For example, if a robotic gripper aims to pick up a pencil at its midpoint, but instead grabs hold of the eraser end, it could use the environment to adjust its grasp.
Instead of releasing the pencil and trying again, the new model enables a robot to loosen its grip slightly, and push the pencil against a nearby wall just enough to slide the robot's gripper closer to the pencil's midpoint.
The model developed by a team led by Alberto Rodriguez, an assistant professor of mechanical engineering at Massachusetts Institute of Technology (MIT), and graduate student Nikhil Chavan-Dafle, predicts the force with which a robotic gripper needs to push against various fixtures in the environment in order to adjust its grasp on an object.

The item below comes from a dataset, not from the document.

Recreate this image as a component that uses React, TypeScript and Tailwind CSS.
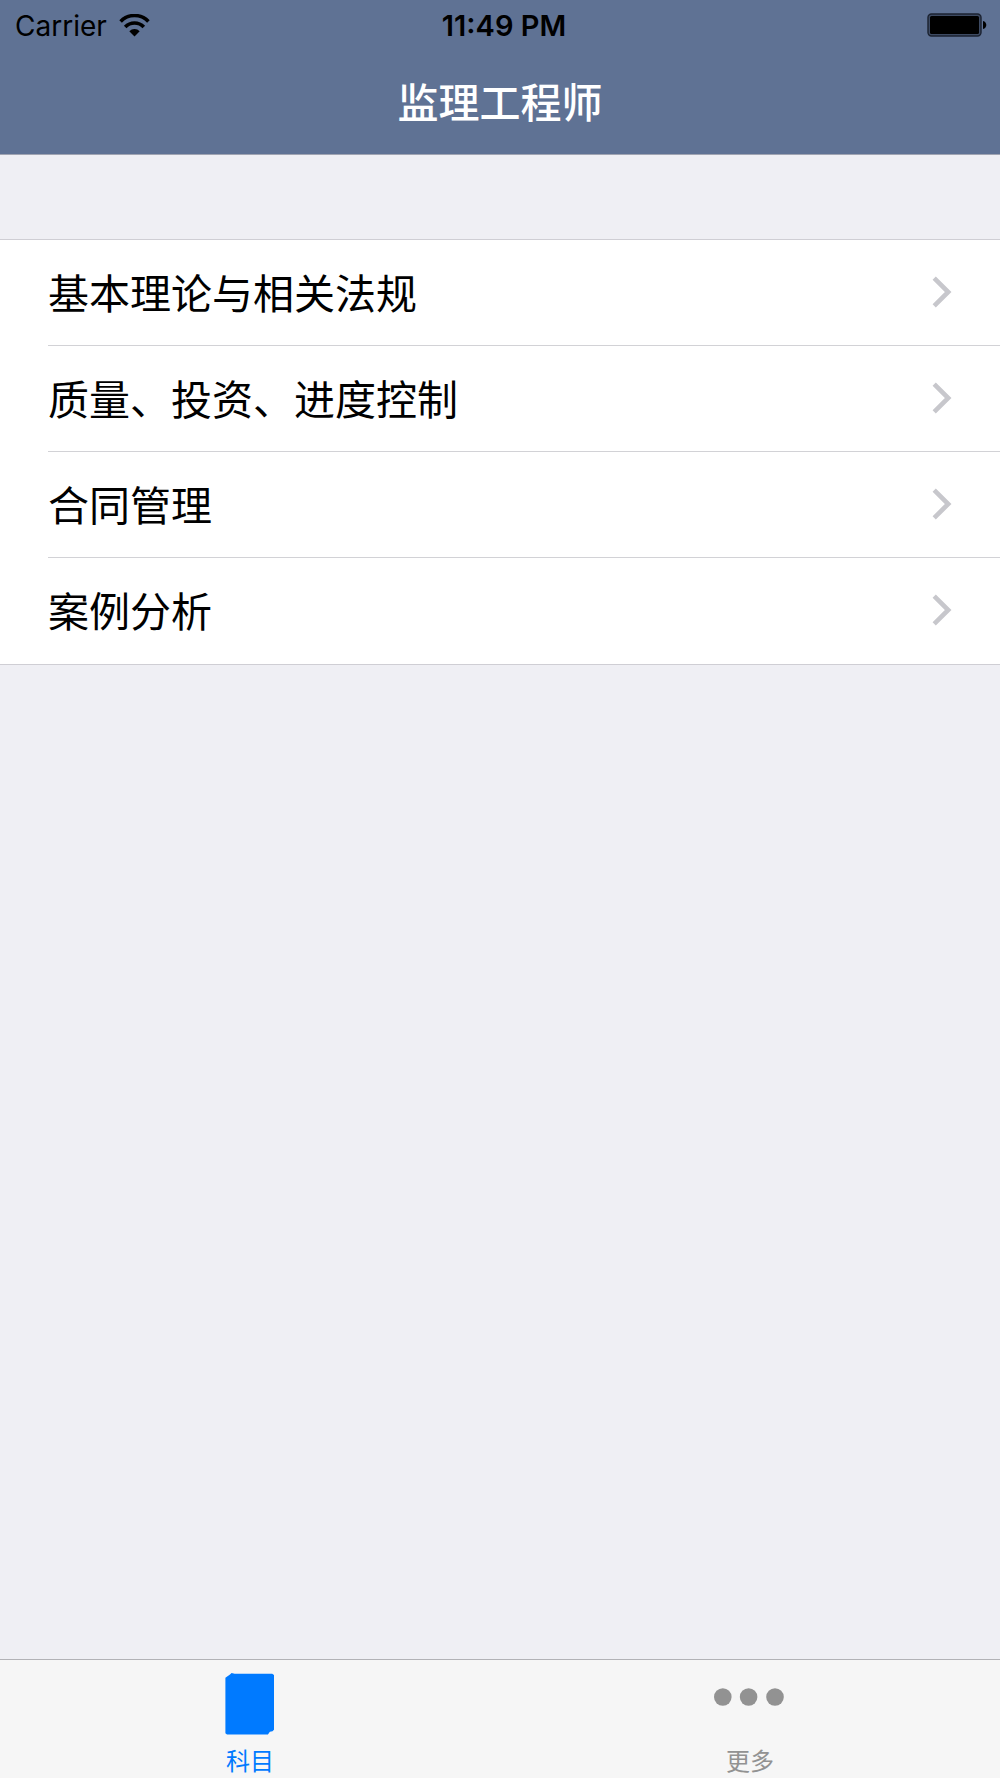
const subjects = ['基本理论与相关法规', '质量、投资、进度控制', '合同管理', '案例分析'];

function WifiIcon() {
  return (
    <svg className="h-[23px] w-[31px]" viewBox="0 0 31 23" fill="none" stroke="#000" strokeWidth="3.6" aria-hidden="true">
      <path d="M1.6 7.4a19.4 19.4 0 0 1 27.8 0" />
      <path d="M6.2 12.9a12.9 12.9 0 0 1 18.6 0" />
      <path d="M15.5 22.4l-5.2-5.2a7.2 7.2 0 0 1 10.4 0z" fill="#000" stroke="none" />
    </svg>
  );
}

function BatteryIcon() {
  return (
    <svg className="h-6 w-[60px]" viewBox="0 0 60 24" aria-label="Battery full" role="img">
      <rect x="1" y="1" width="53" height="22" rx="3.5" fill="#3d4a62" stroke="#1b2230" strokeWidth="1.4" />
      <rect x="3" y="3" width="49" height="18" rx="1.5" fill="#000" />
      <path d="M56 8c4.4 1 4.4 7 0 8z" fill="#000" />
    </svg>
  );
}

function Chevron() {
  return (
    <svg className="mb-0.5 h-8 w-5" viewBox="0 0 20 32" fill="none" stroke="#c7c7cc" strokeWidth="4.6" aria-hidden="true">
      <path d="M2.2 2.2L16.2 16L2.2 29.8" />
    </svg>
  );
}

function BookIcon() {
  return (
    <svg className="h-16 w-[50px]" viewBox="0 0 50 64" aria-hidden="true">
      <path
        d="M5 2.4L6.6 1l3 .8h37.6l1.8 1.3v54.6l-1.5 1.6-2.6.5-2 2.6H2L.4 61.2V5.8z"
        fill="#007aff"
      />
    </svg>
  );
}

function MoreIcon() {
  return (
    <svg className="h-16 w-[72px]" viewBox="0 0 72 64" fill="#929292" aria-hidden="true">
      <circle cx="8.8" cy="25" r="8.8" />
      <circle cx="34.6" cy="25" r="8.8" />
      <circle cx="61" cy="25" r="8.8" />
    </svg>
  );
}

export default function App() {
  return (
    <div className="flex min-h-screen flex-col bg-[#efeff4] font-['Inter','Noto_Sans_CJK_SC',sans-serif] text-black">
      <header className="border-b border-[#a0a4b2] bg-[#5f7294]">
        <div className="grid h-[50px] grid-cols-[1fr_auto_1fr] items-center pr-[13px] pl-[15px]">
          <div className="flex items-center gap-3">
            <span className="pt-0.5 text-[28px]">Carrier</span>
            <WifiIcon />
          </div>
          <time className="pt-0.5 pl-1.5 text-[29px] font-semibold">11:49 PM</time>
          <div className="flex justify-end">
            <BatteryIcon />
          </div>
        </div>
        <h1 className="flex h-[104px] items-center justify-center pt-1 text-[41px] font-medium text-white">监理工程师</h1>
      </header>

      <main className="flex-1 pt-[84px]">
        <ul className="border-y border-[#cfced4] bg-white">
          {subjects.map((name) => (
            <li key={name} className="group pl-12">
              <button
                type="button"
                className="flex h-[106px] w-full items-center justify-between border-b border-[#d2d2d6] pr-12 text-left text-[41px] group-last:border-b-0"
              >
                <span className="pt-1">{name}</span>
                <Chevron />
              </button>
            </li>
          ))}
        </ul>
      </main>

      <nav className="grid grid-cols-2 border-t border-[#b2b2b6] bg-[#f6f6f6]">
        <button type="button" aria-current="page" className="flex flex-col items-center pt-3 text-2xl text-[#007aff]">
          <BookIcon />
          <span className="mt-2 h-[34px] leading-9">科目</span>
        </button>
        <button type="button" className="flex flex-col items-center pt-3 text-2xl text-[#929292]">
          <MoreIcon />
          <span className="mt-2 h-[34px] leading-9">更多</span>
        </button>
      </nav>
    </div>
  );
}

Partnering robots with the environment to improve dexterity is an approach Rodriguez calls "extrinsic dexterity" as opposed to the intrinsic dexterity of, say, the human hand.
To adjust one's grip on a pencil in a similar fashion, a person, using one hand, could simply spider-crawl his fingers towards the centre of the pencil.
But programming such intrinsic dexterity in a robotic hand is extremely tricky, significantly raising a robot's cost.
With Rodriguez's new approach, existing robots in manufacturing, medicine, disaster response, and other gripper-based applications may interact with the environment, in a cost-effective manner, to perform more complex manoeuvres.
"Chasing the human hand is still a very valid direction in robotics. But if you cannot afford having a $100,000 (roughly Rs. 63,72,640) hand that is very complex to use, this method brings some dexterity to very simple grippers," said Rodriguez.
The new approach will be detailed in September at the international conference on Intelligent Robotics and Systems.